Remembering Frank Prial
I’ve felt a particular affection for Frank Prial, perhaps because he came up through the ranks as a general news reporter before adding wine writing to his portfolio. I would more or less follow this path myself, on a much less imposing level, a decade later when I added wine writing to my duties as news reporter at The Louisville Times starting in the early ’80s. In those days, and later, I looked up to Prial – along with British scribe Hugh Johnson and Bon Appetit‘s Hank Rubin – as models for my own approach to wine journalism; and that affection continued even after Robert M. Parker Jr. and the slick-paper incarnation of Wine Spectator came along later and brought a different approach to wine reporting.

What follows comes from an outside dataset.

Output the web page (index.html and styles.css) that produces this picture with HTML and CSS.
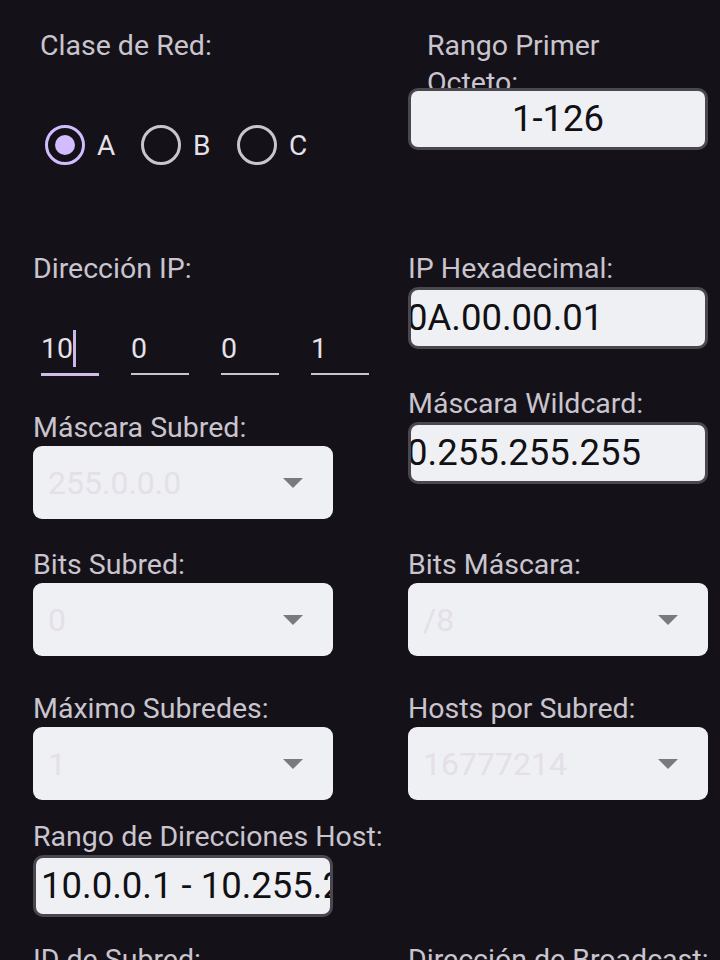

Eric Asimov, who now sits at Prial’s wine desk at The Times and who also does wine writing the journalist’s way, wrote this obituary in Wednesday’s newspaper.
For a little sample of Frank’s style, here’s an article Frank Prial wrote in 2008, telling of a memorable meal at Taillevent in Paris on the occasion of the death of Jean-Claude Vrinat, the famed restaurant’s owner and director. I share it not because it’s head-and-shoulders above the rest of his writing but because it’s the kind of wine reporting that Frank Prial did routinely.
Rest in peace, Frank Prial. May choirs of angels bearing crystal stemware filled with fine and rare Burgundy and Bordeaux sing you to your rest.